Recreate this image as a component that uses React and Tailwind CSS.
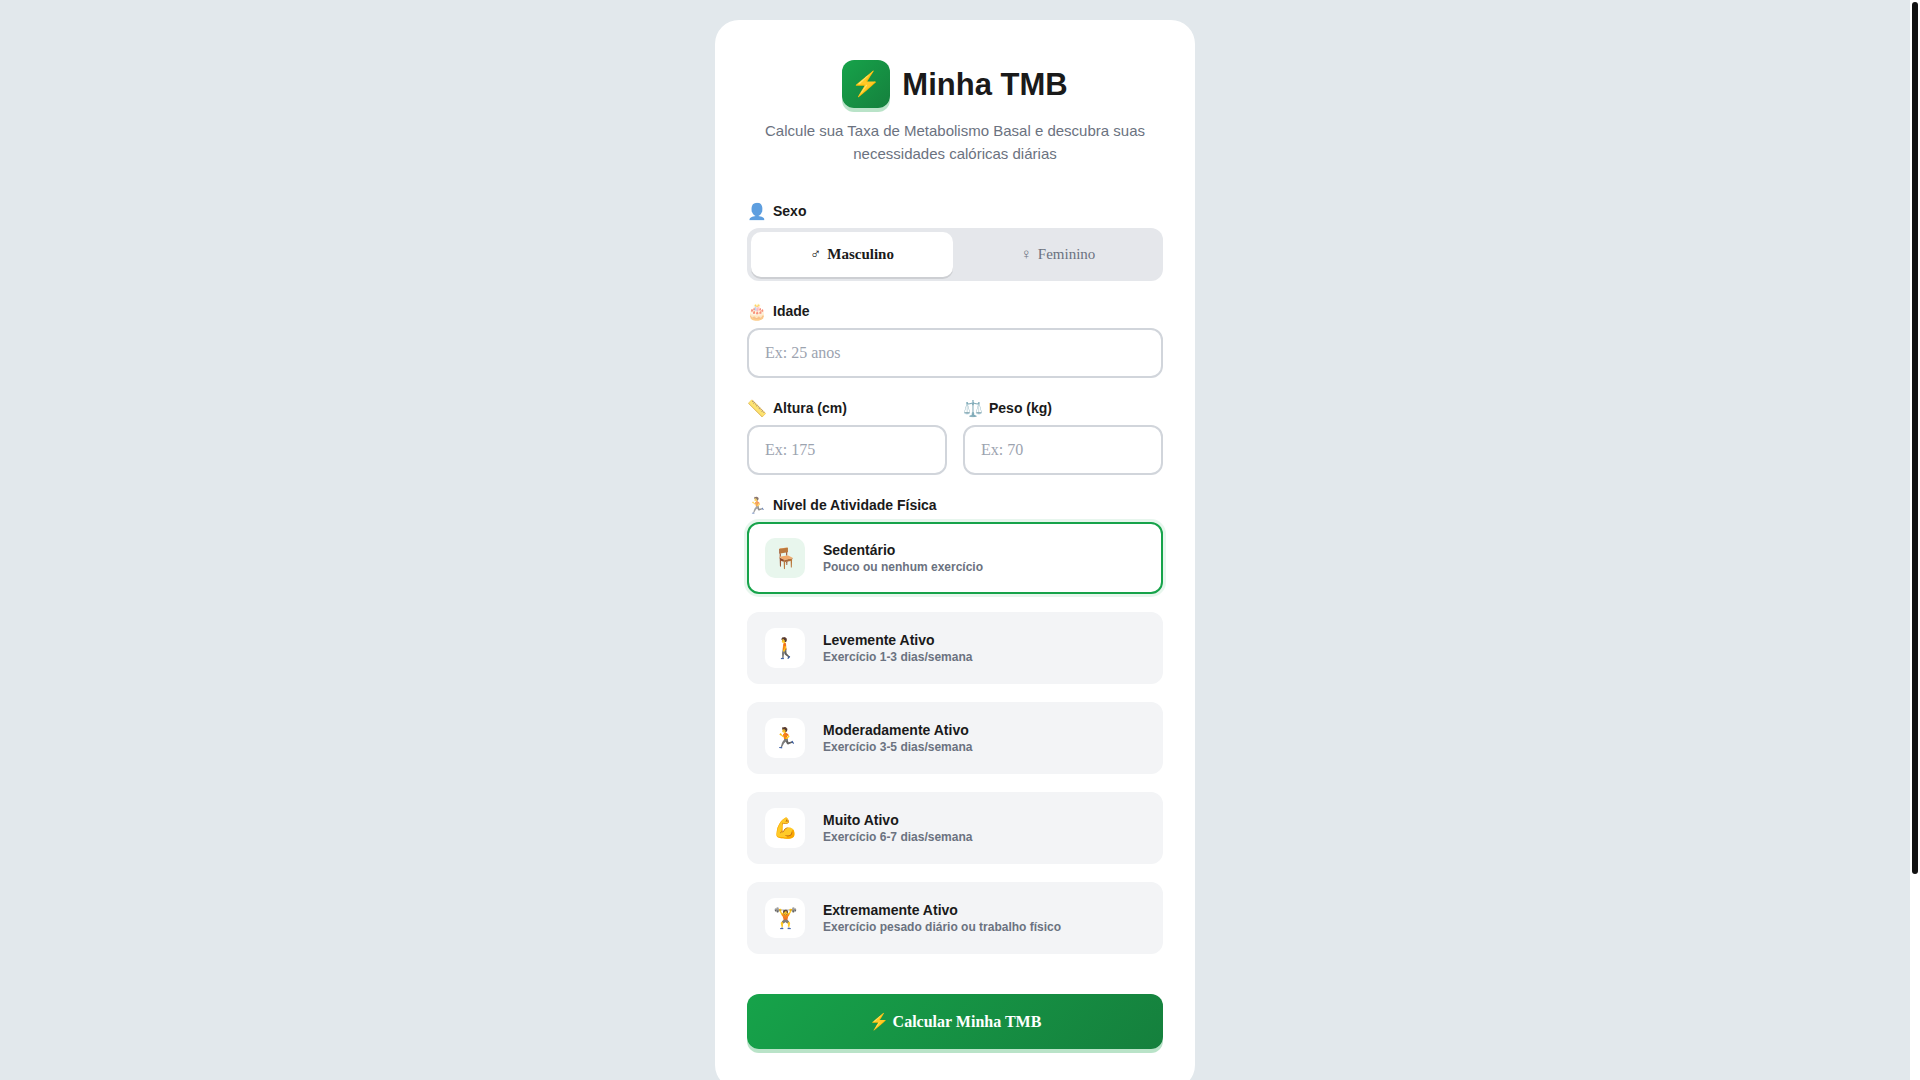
import React, { useState } from 'react';

const sexOptions = [
  { id: 'male', symbol: '♂', label: 'Masculino' },
  { id: 'female', symbol: '♀', label: 'Feminino' }
];

const activityLevels = [
  { id: 'sedentary', emoji: '🪑', name: 'Sedentário', description: 'Pouco ou nenhum exercício' },
  { id: 'light', emoji: '🚶', name: 'Levemente Ativo', description: 'Exercício 1-3 dias/semana' },
  { id: 'moderate', emoji: '🏃', name: 'Moderadamente Ativo', description: 'Exercício 3-5 dias/semana' },
  { id: 'very', emoji: '💪', name: 'Muito Ativo', description: 'Exercício 6-7 dias/semana' },
  { id: 'extreme', emoji: '🏋️', name: 'Extremamente Ativo', description: 'Exercício pesado diário ou trabalho físico' }
];

const labelClass = 'flex items-center gap-1.5 mb-1.5 text-sm leading-[21px] font-semibold text-[#1a1a1a]';

const LabelIcon = ({ children }) => (
  <span aria-hidden="true" className="text-base leading-[21px] opacity-70">{children}</span>
);

const NumberField = ({ id, emoji, label, placeholder, value, onChange }) => (
  <div className="flex-1 min-w-0">
    <label htmlFor={id} className={labelClass}>
      <LabelIcon>{emoji}</LabelIcon>
      {label}
    </label>
    <input
      id={id}
      type="text"
      inputMode="numeric"
      placeholder={placeholder}
      value={value}
      onChange={(e) => onChange(e.target.value)}
      className="block w-full px-4 py-3.5 border-2 border-[#d1d5db] rounded-xl bg-white font-['Liberation_Serif',serif] text-base leading-[18px] text-[#1a1a1a] placeholder:text-[#9ca3af] focus:outline-none focus:border-[#16a34a]"
    />
  </div>
);

const App = () => {
  const [sex, setSex] = useState('male');
  const [age, setAge] = useState('');
  const [height, setHeight] = useState('');
  const [weight, setWeight] = useState('');
  const [activity, setActivity] = useState('sedentary');

  const handleSubmit = (e) => {
    e.preventDefault();
  };

  return (
    <div className="flex h-screen bg-[#e2e8ec] font-['Liberation_Sans',sans-serif]">
      <div className="flex-1 min-w-0 overflow-y-auto [scrollbar-width:none] px-5 pt-5 pb-60">
        <main className="max-w-[480px] mx-auto bg-white rounded-3xl px-8 py-10">
          <header className="text-center mb-9">
            <div className="flex items-center justify-center gap-3 mb-[11px]">
              <div className="flex items-center justify-center w-12 h-12 rounded-xl bg-linear-135 from-[#16a34a] to-[#15803d] shadow-[0_4px_0_rgba(22,163,74,0.3)] text-2xl">
                ⚡
              </div>
              <h1 className="text-[31px] leading-[37px] font-bold text-[#1a1a1a]">Minha TMB</h1>
            </div>
            <p className="text-[15px] leading-[23px] text-[#6b7280]">
              Calcule sua Taxa de Metabolismo Basal e descubra suas necessidades calóricas diárias
            </p>
          </header>

          <form onSubmit={handleSubmit}>
            <div className="flex flex-col gap-5">
              {/* Sexo */}
              <div role="group" aria-labelledby="sex-label">
                <div id="sex-label" className={labelClass}>
                  <LabelIcon>👤</LabelIcon>
                  Sexo
                </div>
                <div className="flex gap-1 p-1 rounded-xl bg-[#e5e7eb]">
                  {sexOptions.map(option => (
                    <button
                      key={option.id}
                      type="button"
                      aria-pressed={sex === option.id}
                      onClick={() => setSex(option.id)}
                      className={`flex-1 flex items-center justify-center gap-1.5 py-3 rounded-[10px] font-['Liberation_Serif',serif] text-[15px] leading-[21px] ${
                        sex === option.id
                          ? 'bg-white font-semibold text-[#1a1a1a] shadow-[0_2px_0_rgba(0,0,0,0.1)]'
                          : 'font-medium text-[#6b7280]'
                      }`}
                    >
                      <span aria-hidden="true">{option.symbol}</span>
                      {option.label}
                    </button>
                  ))}
                </div>
              </div>

              <NumberField id="age" emoji="🎂" label="Idade" placeholder="Ex: 25 anos" value={age} onChange={setAge} />

              <div className="flex gap-4">
                <NumberField id="height" emoji="📏" label="Altura (cm)" placeholder="Ex: 175" value={height} onChange={setHeight} />
                <NumberField id="weight" emoji="⚖️" label="Peso (kg)" placeholder="Ex: 70" value={weight} onChange={setWeight} />
              </div>

              {/* Nível de atividade */}
              <div role="radiogroup" aria-labelledby="activity-label">
                <div id="activity-label" className={labelClass}>
                  <LabelIcon>🏃</LabelIcon>
                  Nível de Atividade Física
                </div>
                <div className="flex flex-col gap-[18px]">
                  {activityLevels.map(level => (
                    <label
                      key={level.id}
                      className={`relative flex items-center gap-[18px] px-4 py-3.5 border-2 rounded-xl cursor-pointer ${
                        activity === level.id
                          ? 'bg-white border-[#16a34a] shadow-[0_0_0_3px_rgba(22,163,74,0.1)]'
                          : 'bg-[#f3f4f6] border-[#f3f4f6]'
                      }`}
                    >
                      <input
                        type="radio"
                        name="activity"
                        value={level.id}
                        checked={activity === level.id}
                        onChange={() => setActivity(level.id)}
                        className="sr-only"
                      />
                      <span
                        aria-hidden="true"
                        className={`flex items-center justify-center w-10 h-10 rounded-[10px] text-xl ${
                          activity === level.id ? 'bg-[#e8f6ed]' : 'bg-white'
                        }`}
                      >
                        {level.emoji}
                      </span>
                      <span className="flex flex-col font-semibold">
                        <span className="text-sm leading-[18px] text-[#1a1a1a]">{level.name}</span>
                        <span className="text-xs leading-4 text-[#6b7280]">{level.description}</span>
                      </span>
                    </label>
                  ))}
                </div>
              </div>
            </div>

            <button
              type="submit"
              className="w-full mt-10 py-4 rounded-xl bg-linear-135 from-[#16a34a] to-[#15803d] shadow-[0_4px_0_rgba(22,163,74,0.3)] font-['Liberation_Serif',serif] text-base leading-[23px] font-bold text-white"
            >
              ⚡ Calcular Minha TMB
            </button>
          </form>
        </main>
      </div>

      {/* Scroll rail */}
      <div aria-hidden="true" className="w-2.5 p-0.5 bg-white">
        <div className="h-[81%] rounded-full bg-[#111111]" />
      </div>
    </div>
  );
};

export default App;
════════════════════
**OBJECTIVE**:
Omit the pictures and output all of the other material exactly.

**WRITTEN RESPONSE**:
Recreate this image as a component that uses React and Tailwind CSS.
import React, { useState } from 'react';

const sexOptions = [
  { id: 'male', symbol: '♂', label: 'Masculino' },
  { id: 'female', symbol: '♀', label: 'Feminino' }
];

const activityLevels = [
  { id: 'sedentary', emoji: '🪑', name: 'Sedentário', description: 'Pouco ou nenhum exercício' },
  { id: 'light', emoji: '🚶', name: 'Levemente Ativo', description: 'Exercício 1-3 dias/semana' },
  { id: 'moderate', emoji: '🏃', name: 'Moderadamente Ativo', description: 'Exercício 3-5 dias/semana' },
  { id: 'very', emoji: '💪', name: 'Muito Ativo', description: 'Exercício 6-7 dias/semana' },
  { id: 'extreme', emoji: '🏋️', name: 'Extremamente Ativo', description: 'Exercício pesado diário ou trabalho físico' }
];

const labelClass = 'flex items-center gap-1.5 mb-1.5 text-sm leading-[21px] font-semibold text-[#1a1a1a]';

const LabelIcon = ({ children }) => (
  <span aria-hidden="true" className="text-base leading-[21px] opacity-70">{children}</span>
);

const NumberField = ({ id, emoji, label, placeholder, value, onChange }) => (
  <div className="flex-1 min-w-0">
    <label htmlFor={id} className={labelClass}>
      <LabelIcon>{emoji}</LabelIcon>
      {label}
    </label>
    <input
      id={id}
      type="text"
      inputMode="numeric"
      placeholder={placeholder}
      value={value}
      onChange={(e) => onChange(e.target.value)}
      className="block w-full px-4 py-3.5 border-2 border-[#d1d5db] rounded-xl bg-white font-['Liberation_Serif',serif] text-base leading-[18px] text-[#1a1a1a] placeholder:text-[#9ca3af] focus:outline-none focus:border-[#16a34a]"
    />
  </div>
);

const App = () => {
  const [sex, setSex] = useState('male');
  const [age, setAge] = useState('');
  const [height, setHeight] = useState('');
  const [weight, setWeight] = useState('');
  const [activity, setActivity] = useState('sedentary');

  const handleSubmit = (e) => {
    e.preventDefault();
  };

  return (
    <div className="flex h-screen bg-[#e2e8ec] font-['Liberation_Sans',sans-serif]">
      <div className="flex-1 min-w-0 overflow-y-auto [scrollbar-width:none] px-5 pt-5 pb-60">
        <main className="max-w-[480px] mx-auto bg-white rounded-3xl px-8 py-10">
          <header className="text-center mb-9">
            <div className="flex items-center justify-center gap-3 mb-[11px]">
              <div className="flex items-center justify-center w-12 h-12 rounded-xl bg-linear-135 from-[#16a34a] to-[#15803d] shadow-[0_4px_0_rgba(22,163,74,0.3)] text-2xl">
                ⚡
              </div>
              <h1 className="text-[31px] leading-[37px] font-bold text-[#1a1a1a]">Minha TMB</h1>
            </div>
            <p className="text-[15px] leading-[23px] text-[#6b7280]">
              Calcule sua Taxa de Metabolismo Basal e descubra suas necessidades calóricas diárias
            </p>
          </header>

          <form onSubmit={handleSubmit}>
            <div className="flex flex-col gap-5">
              {/* Sexo */}
              <div role="group" aria-labelledby="sex-label">
                <div id="sex-label" className={labelClass}>
                  <LabelIcon>👤</LabelIcon>
                  Sexo
                </div>
                <div className="flex gap-1 p-1 rounded-xl bg-[#e5e7eb]">
                  {sexOptions.map(option => (
                    <button
                      key={option.id}
                      type="button"
                      aria-pressed={sex === option.id}
                      onClick={() => setSex(option.id)}
                      className={`flex-1 flex items-center justify-center gap-1.5 py-3 rounded-[10px] font-['Liberation_Serif',serif] text-[15px] leading-[21px] ${
                        sex === option.id
                          ? 'bg-white font-semibold text-[#1a1a1a] shadow-[0_2px_0_rgba(0,0,0,0.1)]'
                          : 'font-medium text-[#6b7280]'
                      }`}
                    >
                      <span aria-hidden="true">{option.symbol}</span>
                      {option.label}
                    </button>
                  ))}
                </div>
              </div>

              <NumberField id="age" emoji="🎂" label="Idade" placeholder="Ex: 25 anos" value={age} onChange={setAge} />

              <div className="flex gap-4">
                <NumberField id="height" emoji="📏" label="Altura (cm)" placeholder="Ex: 175" value={height} onChange={setHeight} />
                <NumberField id="weight" emoji="⚖️" label="Peso (kg)" placeholder="Ex: 70" value={weight} onChange={setWeight} />
              </div>

              {/* Nível de atividade */}
              <div role="radiogroup" aria-labelledby="activity-label">
                <div id="activity-label" className={labelClass}>
                  <LabelIcon>🏃</LabelIcon>
                  Nível de Atividade Física
                </div>
                <div className="flex flex-col gap-[18px]">
                  {activityLevels.map(level => (
                    <label
                      key={level.id}
                      className={`relative flex items-center gap-[18px] px-4 py-3.5 border-2 rounded-xl cursor-pointer ${
                        activity === level.id
                          ? 'bg-white border-[#16a34a] shadow-[0_0_0_3px_rgba(22,163,74,0.1)]'
                          : 'bg-[#f3f4f6] border-[#f3f4f6]'
                      }`}
                    >
                      <input
                        type="radio"
                        name="activity"
                        value={level.id}
                        checked={activity === level.id}
                        onChange={() => setActivity(level.id)}
                        className="sr-only"
                      />
                      <span
                        aria-hidden="true"
                        className={`flex items-center justify-center w-10 h-10 rounded-[10px] text-xl ${
                          activity === level.id ? 'bg-[#e8f6ed]' : 'bg-white'
                        }`}
                      >
                        {level.emoji}
                      </span>
                      <span className="flex flex-col font-semibold">
                        <span className="text-sm leading-[18px] text-[#1a1a1a]">{level.name}</span>
                        <span className="text-xs leading-4 text-[#6b7280]">{level.description}</span>
                      </span>
                    </label>
                  ))}
                </div>
              </div>
            </div>

            <button
              type="submit"
              className="w-full mt-10 py-4 rounded-xl bg-linear-135 from-[#16a34a] to-[#15803d] shadow-[0_4px_0_rgba(22,163,74,0.3)] font-['Liberation_Serif',serif] text-base leading-[23px] font-bold text-white"
            >
              ⚡ Calcular Minha TMB
            </button>
          </form>
        </main>
      </div>

      {/* Scroll rail */}
      <div aria-hidden="true" className="w-2.5 p-0.5 bg-white">
        <div className="h-[81%] rounded-full bg-[#111111]" />
      </div>
    </div>
  );
};

export default App;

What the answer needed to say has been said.